日本に帰国し役所に行って書類を提出すれば住民票登録は完了で簡単にできます。

通知カードが3週間程で自宅に届くのでスマートフォンで通知カードを撮影し本人確認書類を取引銀行に送ります。

これで「海外送金」が可能になります。

海外でフリーランスを考えている方は覚えておいて下さい。

自治体によっては短期間の転居を断る場合がありますので事前に各自治体に確認を忘れないで下さい。


まとめ

いかがだったでしょうか。

フリーランスがマイナンバーを提出しなければいけない4つの場面をまとめておきます。

1.確定申告をする場合(「申告書」に記載)
2.仕事を受注して報酬をもらった場合(発注者の依頼により「支払調書」に記載)
3.仕事を発注して報酬を支払った場合(源泉徴収者の場合「支払調書」に記載)
4.従業員を雇っている場合(「必要な書類」に記載)

上記のようになっています。

マイナンバーを提出拒否するのが可能な場合は受取る報酬などの金額と「支払調書」提出の有無で決まります。

マイナンバーの提出は「義務」でありますが拒否をしても明確な罰則はありません

罰則がないからといって闇雲に提出を拒否することはおすすめできません。

雇用側が税務上の手続きに困り本来するべき業務以外のことで気を使うことになります。

そして雇用側や同僚との人間関係も今まで通りにはいかず働きにくい環境になっては誰も得をしません。

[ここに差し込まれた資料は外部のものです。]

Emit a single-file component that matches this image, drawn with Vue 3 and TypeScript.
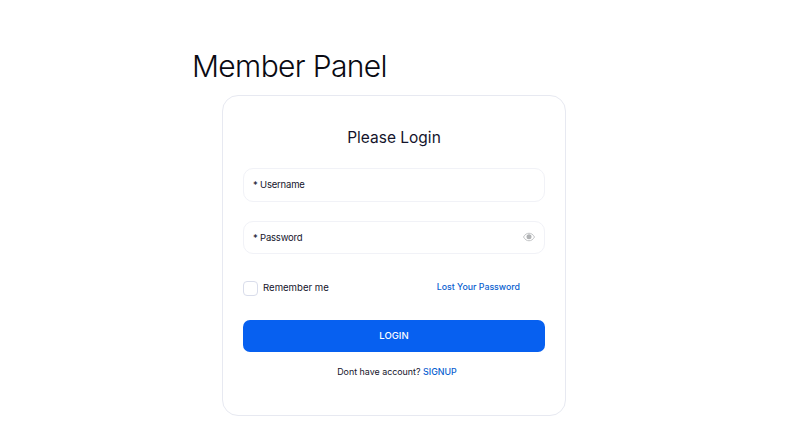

このようなことにならないようにマイナンバーの提出にはなるべく応じることが大切です。

闇雲にただ「義務」だからとマイナンバーを提出するのではなく「管理」も怠らないで下さい。

マイナンバー管理の5つのポイントは下記の通りでした。

1.マイナンバーを紙や手帳にメモしない
2.スマートフォンにマイナンバーをメモしない
3.提出先のセキュリティの確認
4.提出先の担当者の確認
5.カードを持ち歩かない

第三者の目に触れさせないセキュリティ管理情報を持ち出さないことがポイントとなります。
マイナンバーを記載しないことの罰則については「罰則規定はありませんが記載の義務はあります」となります。



海外のフリーランス(日本人)はマイナンバーがないと国内の銀行口座から「海外送金」ができず大変困ります。

「海外送金」をするには日本で住民票登録すれば可能になり若干日数はかかりますが簡単に手続きできます。

マイナンバーの提出を拒否している者には「提出を請求しそのことを記録しておく」としています。

更には「就業規則などに記載しておくこと」がマイナンバー提出拒否への対策となります。

誤ってマイナンバーを漏洩してしまった場合は「4年以下の懲役か200万円以下の罰金またはその両方」となります。

今回はフリーランスにおけるマイナンバーの解説でした。

知らないでは済まされない内容もありましたのでしっかり覚えておいて下さい。